Sunday 20th September 2020
In furtherance of its advocacy for persecuted Christians in Nigeria, Christian Social Movement of Nigeria (CSMN), conducted another edition of its “conversation of conscience” tagged VOICE OF THE PERSECUTED on Sunday 20th September 2020. In the second edition, the meeting focused on securing justice for the victims of the insurgency.
Speakers at the
Barrister Sunday Akanni – President, Advocates Africa (Coalition of Christian Lawyers in Africa)
Barrister Gregory Lar – Head, Directorate of Legal Intervention, Christian Social Movement of Nigeria
The meeting agreed on the following resolutions as action points to be considered and implemented by Nigerian Christians:
1. That the discriminatory practice of Government in paying compensation and rendering assistance to Muslim victims of the insurgency while neglecting Christian victims, who in most cases are the direct targets of the attacks, is condemnable and should be discontinued in the interest of fairness, justice and equality.
2. That the situation in Nigeria qualifies to be called genocide as UN has defined genocide as any mass killing of people, exceeding 30 – 40 in number, based on race, ethnicity or religion.
3. That the Report of the Commission of Inquiry on genocide in a Christian community, Dogo Nahawa, Jos, in 2010 during which over 500 people were killed should be released.
4. That genocide in Nigeria is fueled by the jihad launched by Muslims in northern Nigeria in the attempt to foist an Islamic Theocratic State upon the country.
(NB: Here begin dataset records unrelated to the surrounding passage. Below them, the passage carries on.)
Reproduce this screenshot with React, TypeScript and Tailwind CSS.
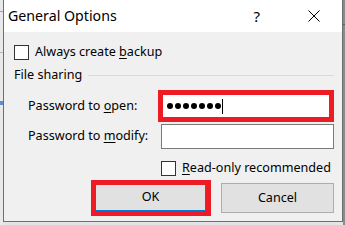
import { type ReactNode } from "react";

const font = "font-['Segoe_UI','Noto_Sans','Open_Sans',sans-serif]";

function CheckBox() {
  return <div className="w-[15px] h-[15px] shrink-0 border border-[#333333] bg-white" />;
}

function Label({ children, className = "" }: { children: ReactNode; className?: string }) {
  return <span className={`text-[12.6px] leading-none text-black whitespace-nowrap ${className}`}>{children}</span>;
}

export default function App() {
  return (
    <div className={`w-[345px] h-[225px] overflow-hidden flex bg-[#e4e4e4] ${font}`}>
      {/* window behind, left edge */}
      <div className="w-[3px] h-full flex flex-col bg-[#e9e9e9]">
        <div className="h-[11px]" />
        <div className="h-px bg-[#a0a0a0]" />
        <div className="h-[40px]" />
        <div className="h-px bg-[#b5b5b5]" />
        <div className="h-[48px]" />
        <div className="h-[4px] bg-[#5b8fd0]" />
      </div>

      {/* dialog */}
      <div className="w-[340px] h-[222px] shrink-0 flex flex-col border-l border-r border-b border-[#6e6e6e] bg-[#f0f0f0]">
        {/* title bar */}
        <div className="h-[32px] shrink-0 bg-white flex items-center pl-[4px]">
          <span className="text-[14.2px] leading-none text-black">General Options</span>
          <span className="ml-auto text-[15px] leading-none text-black">?</span>
          <div className="w-[12px] h-[12px] ml-[48px] mr-[22px]">
            <svg viewBox="0 0 12 12" width="12" height="12">
              <path d="M0.5 0.5 L11.5 11.5 M11.5 0.5 L0.5 11.5" stroke="#000" strokeWidth="1" fill="none" />
            </svg>
          </div>
        </div>

        <div className="flex flex-col pl-[10px] pr-[8px]">
          {/* backup */}
          <div className="mt-[13px] flex items-center gap-[6px]">
            <CheckBox />
            <Label>
              Always create <u className="underline-offset-2">b</u>ackup
            </Label>
          </div>

          {/* group header */}
          <div className="mt-[8px] h-[14px] flex items-center">
            <Label>File sharing</Label>
            <div className="flex-1 h-px bg-[#d9d9d9] ml-[6px]" />
          </div>

          {/* password to open */}
          <div className="mt-[8px] flex items-center pl-[14px]">
            <Label className="w-[130px]">
              Password to <u className="underline-offset-2">o</u>pen:
            </Label>
            <div className="w-[176px] h-[32px] border-[5px] border-[#ed1c24] bg-white flex items-center pl-[4px]">
              <div className="flex gap-[2px]">
                {Array.from({ length: 7 }).map((_, i) => (
                  <span key={i} className="w-[6px] h-[6px] rounded-full bg-black" />
                ))}
              </div>
              <div className="ml-[1px] w-px h-[15px] bg-black" />
            </div>
          </div>

          {/* password to modify */}
          <div className="mt-[2px] flex items-center pl-[14px]">
            <Label className="w-[133px]">
              Password to <u className="underline-offset-2">m</u>odify:
            </Label>
            <div className="w-[173px] h-[25px] border border-[#7a7a7a] bg-white" />
          </div>

          {/* read-only */}
          <div className="mt-[12px] flex items-center gap-[6px] pl-[147px]">
            <CheckBox />
            <Label>
              <u className="underline-offset-2">R</u>ead-only recommended
            </Label>
          </div>

          {/* buttons */}
          <div className="mt-[4px] flex items-center justify-end gap-[10px]">
            <div className="w-[120px] h-[36px] border-[5px] border-[#ed1c24] flex">
              <div className="flex-1 bg-[#e1e1e1] border-r border-b border-[#0078d7] flex items-center justify-center">
                <Label>OK</Label>
              </div>
            </div>
            <button className="w-[113px] h-[30px] border border-[#adadad] bg-[#e1e1e1] flex items-center justify-center">
              <Label>Cancel</Label>
            </button>
          </div>
        </div>
      </div>

      {/* window behind, right edge */}
      <div className="flex-1 h-full flex flex-col bg-[#8a8a8a]">
        <div className="h-[24px]" />
        <div className="h-px bg-[#5a5a5a]" />
      </div>
    </div>
  );
}
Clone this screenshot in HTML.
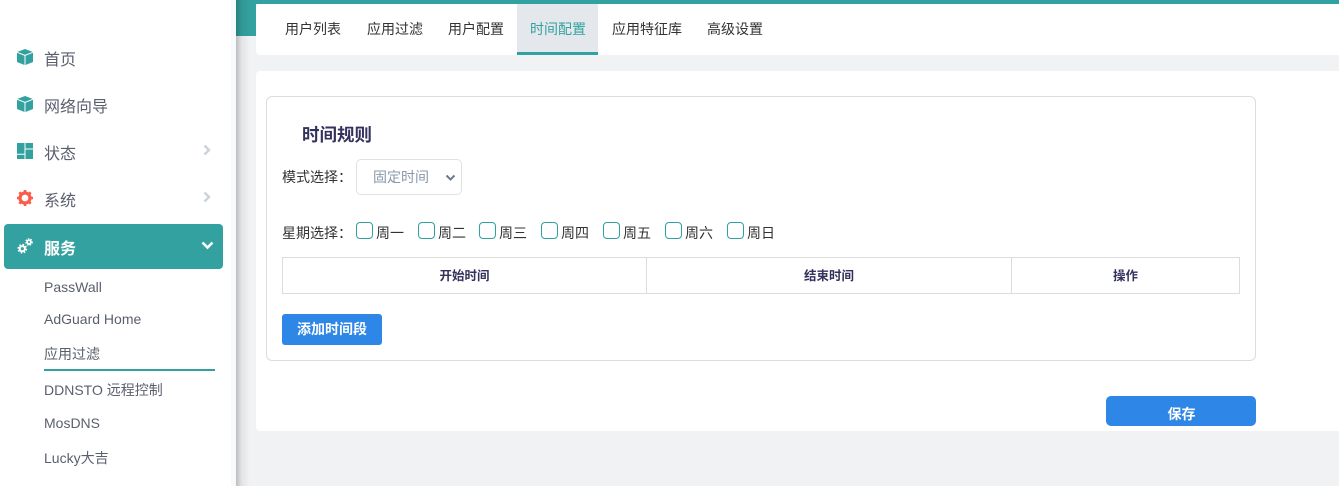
<!DOCTYPE html>
<html lang="zh">
<head>
<meta charset="utf-8">
<style>
html,body{margin:0;padding:0;width:1339px;height:486px;overflow:hidden;background:#f0f1f4;font-family:"Liberation Sans","Noto Sans CJK SC",sans-serif;color:#32325d}
*{box-sizing:border-box}
.a{position:absolute;white-space:nowrap}
#side{position:absolute;left:0;top:0;width:231px;height:486px;background:#fff}
#strip{position:absolute;left:231px;top:0;width:5px;height:486px;background:#f7f9fc}
#main{position:absolute;left:236px;top:0;width:1103px;height:486px;background:#f1f2f4;overflow:hidden}
#shadow{position:absolute;left:236px;top:0;width:14px;height:486px;background:linear-gradient(90deg,rgba(0,0,0,.22),rgba(0,0,0,.06) 40%,rgba(0,0,0,0));z-index:3}
.nav{font-size:16px;line-height:20px;color:#5a5f6e;left:44px}
.sub{font-size:14px;line-height:20px;color:#5a5f6e;left:44px}
.tab{font-size:14px;line-height:20px;color:#333;top:19px}
.lbl{font-size:14px;line-height:20px;color:#333}
.cb{position:absolute;top:222px;width:17px;height:17px;border:1px solid #2ea1a0;border-radius:4px;background:#fff}
.th{position:absolute;top:258px;height:35px;text-align:center;font-size:12.500px;font-weight:700;line-height:36px;color:#32325d}
svg{position:absolute;display:block}
</style>
</head>
<body>
<div id="side">
  <svg style="left:17px;top:49px" width="16" height="16" viewBox="0 0 16 16"><path fill="#33a19f" d="M8 0l7.600 2.900L8 5.900.4 2.900z"/><path fill="#33a19f" d="M0 3.700l7.500 3V16L0 13z"/><path fill="#33a19f" d="M16 3.700l-7.500 3V16l7.500-3z"/></svg>
  <div class="a nav" style="top:51px">首页</div>
  <svg style="left:17px;top:96px" width="16" height="16" viewBox="0 0 16 16"><path fill="#33a19f" d="M8 0l7.600 2.900L8 5.900.4 2.900z"/><path fill="#33a19f" d="M0 3.700l7.500 3V16L0 13z"/><path fill="#33a19f" d="M16 3.700l-7.500 3V16l7.500-3z"/></svg>
  <div class="a nav" style="top:98px">网络向导</div>
  <svg style="left:17px;top:143px" width="16" height="16" viewBox="0 0 16 16"><path fill="#33a19f" d="M0 0h7.500v10.800H0zM0 11.800h7.500V16H0zM8.500 0H16v5.500H8.500zM8.500 6.500H16V16H8.500z"/></svg>
  <div class="a nav" style="top:145px">状态</div>
  <svg style="left:203px;top:144px" width="8" height="12" viewBox="0 0 8 12"><path fill="none" stroke="#ccd2dc" stroke-width="2.400" d="M1.500 1.500L6 6l-4.500 4.500"/></svg>
  <svg style="left:17px;top:190px" width="16" height="16" viewBox="0 0 16 16"><circle cx="8" cy="8" r="5" fill="none" stroke="#fb5c4a" stroke-width="3.200"/><path stroke="#fb5c4a" stroke-width="2.600" d="M8 0v3M8 13v3M0 8h3M13 8h3M2.300 2.300l2.100 2.100M11.600 11.600l2.100 2.100M2.300 13.700l2.100-2.100M11.600 4.400l2.100-2.100"/></svg>
  <div class="a nav" style="top:192px">系统</div>
  <svg style="left:203px;top:191px" width="8" height="12" viewBox="0 0 8 12"><path fill="none" stroke="#ccd2dc" stroke-width="2.400" d="M1.500 1.500L6 6l-4.500 4.500"/></svg>
  <div class="a" style="left:4px;top:224px;width:219px;height:45px;background:#33a19f;border-radius:4px"></div>
  <svg style="left:17px;top:238px" width="16" height="16" viewBox="0 0 16 16"><g fill="none" stroke="#fff"><circle cx="5.300" cy="10.700" r="2.600" stroke-width="2"/><circle cx="5.300" cy="10.700" r="4.200" stroke-width="1.400" stroke-dasharray="1.700 1.600"/><circle cx="12" cy="4" r="1.900" stroke-width="1.700"/><circle cx="12" cy="4" r="3.200" stroke-width="1.200" stroke-dasharray="1.500 1.200"/></g></svg>
  <div class="a nav" style="top:240px;color:#fff;font-weight:700">服务</div>
  <svg style="left:201px;top:241px" width="13" height="9" viewBox="0 0 13 9"><path fill="none" stroke="#fff" stroke-width="2.600" d="M1.500 1.500l5 5 5-5"/></svg>
  <div class="a sub" style="top:277px">PassWall</div>
  <div class="a sub" style="top:309px">AdGuard Home</div>
  <div class="a sub" style="top:344px">应用过滤</div>
  <div class="a" style="left:44px;top:369px;width:171px;height:2px;background:#33a19f"></div>
  <div class="a sub" style="top:380px">DDNSTO 远程控制</div>
  <div class="a sub" style="top:413px">MosDNS</div>
  <div class="a sub" style="top:448px">Lucky大吉</div>
</div>
<div id="strip"></div>
<div id="main">
  <div class="a" style="left:0;top:0;width:1103px;height:4px;background:#33a19f"></div>
  <div class="a" style="left:0;top:0;width:20px;height:36px;background:#33a19f"></div>
  <div class="a" style="left:20px;top:4px;width:1083px;height:51px;background:#fff;border-radius:4px 0 0 4px"></div>
  <div class="a" style="left:20px;top:71px;width:1083px;height:360px;background:#fff;border-radius:4px 0 0 4px"></div>
</div>
<div id="shadow"></div>
<div class="a" style="left:517px;top:4px;width:81px;height:51px;background:#e4e8ec;border-bottom:3px solid #33a19f"></div>
<div class="a tab" style="left:285px">用户列表</div>
<div class="a tab" style="left:367px">应用过滤</div>
<div class="a tab" style="left:448px">用户配置</div>
<div class="a tab" style="left:530px;color:#33a19f">时间配置</div>
<div class="a tab" style="left:612px">应用特征库</div>
<div class="a tab" style="left:707px">高级设置</div>

<div class="a" style="left:266px;top:96px;width:990px;height:265px;border:1px solid #dcdcdc;border-radius:6px;background:#fff"></div>
<div class="a" style="left:302px;top:123px;font-size:17.500px;line-height:24px;font-weight:700;color:#32325d">时间规则</div>
<div class="a lbl" style="left:282px;top:167px">模式选择：</div>
<div class="a" style="left:356px;top:159px;width:106px;height:36px;border:1px solid #dee2e6;border-radius:5px;background:#fff"></div>
<div class="a" style="left:373px;top:167px;font-size:14px;line-height:20px;color:#8898aa">固定时间</div>
<svg style="left:445px;top:174px" width="11" height="8" viewBox="0 0 11 8"><path fill="none" stroke="#6c7a89" stroke-width="2" d="M1.500 1.500l4 4 4-4"/></svg>
<div class="a lbl" style="left:282px;top:223px">星期选择：</div>
<div class="cb" style="left:356px"></div><div class="a lbl" style="left:376px;top:223px">周一</div>
<div class="cb" style="left:418px"></div><div class="a lbl" style="left:438px;top:223px">周二</div>
<div class="cb" style="left:479px"></div><div class="a lbl" style="left:499px;top:223px">周三</div>
<div class="cb" style="left:541px"></div><div class="a lbl" style="left:561px;top:223px">周四</div>
<div class="cb" style="left:603px"></div><div class="a lbl" style="left:623px;top:223px">周五</div>
<div class="cb" style="left:665px"></div><div class="a lbl" style="left:685px;top:223px">周六</div>
<div class="cb" style="left:727px"></div><div class="a lbl" style="left:747px;top:223px">周日</div>

<div class="a" style="left:282px;top:257px;width:958px;height:37px;border:1px solid #dcdcdc"></div>
<div class="a" style="left:646px;top:258px;width:1px;height:35px;background:#dcdcdc"></div>
<div class="a" style="left:1011px;top:258px;width:1px;height:35px;background:#dcdcdc"></div>
<div class="th" style="left:283px;width:363px">开始时间</div>
<div class="th" style="left:647px;width:364px">结束时间</div>
<div class="th" style="left:1012px;width:227px">操作</div>

<div class="a" style="left:282px;top:314px;width:100px;height:31px;background:#2e86e6;border-radius:3px;color:#fff;font-size:14px;font-weight:700;line-height:31px;text-align:center">添加时间段</div>
<div class="a" style="left:1106px;top:396px;width:150px;height:30px;background:#2e86e6;border-radius:5px;color:#fff;font-size:14px;font-weight:700;line-height:36px;text-align:center;padding-left:1px;overflow:hidden">保存</div>
</body>
</html>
5. That lack of funding for legal process hinders many Christian victims from defending their rights in courts.
6. That Christians have permitted a deplorable situation in which Lawyers who are interested in defending the human rights of persecuted Christians oftentimes must work pro bono. This has discouraged many Christian lawyers from taking up cases of defending the rights of persecuted Christians in Nigeria.
7. That the initiative of Christian Social Movement of Nigeria to launch a Christian Trust Fund should be commended and Nigerian Christians should individually contribute N500 monthly to the Lay Faithful Trust Fund to make funding available to defend the human rights of persecuted Christians.
8. That most Christian IDPs feel abandoned by their Christian brethren.
9. That legal intervention to defend the human rights of persecuted Christians should be increased as right to life in Nigeria is abused and in some areas in the country, it does not exist.
10. That there is urgent need for funding to defend the human rights of Christians, particularly in the northern parts of the country therefore, every Christian should participate in mobilization and sensitization to encourage massive Christian contribution into the Trust Fund.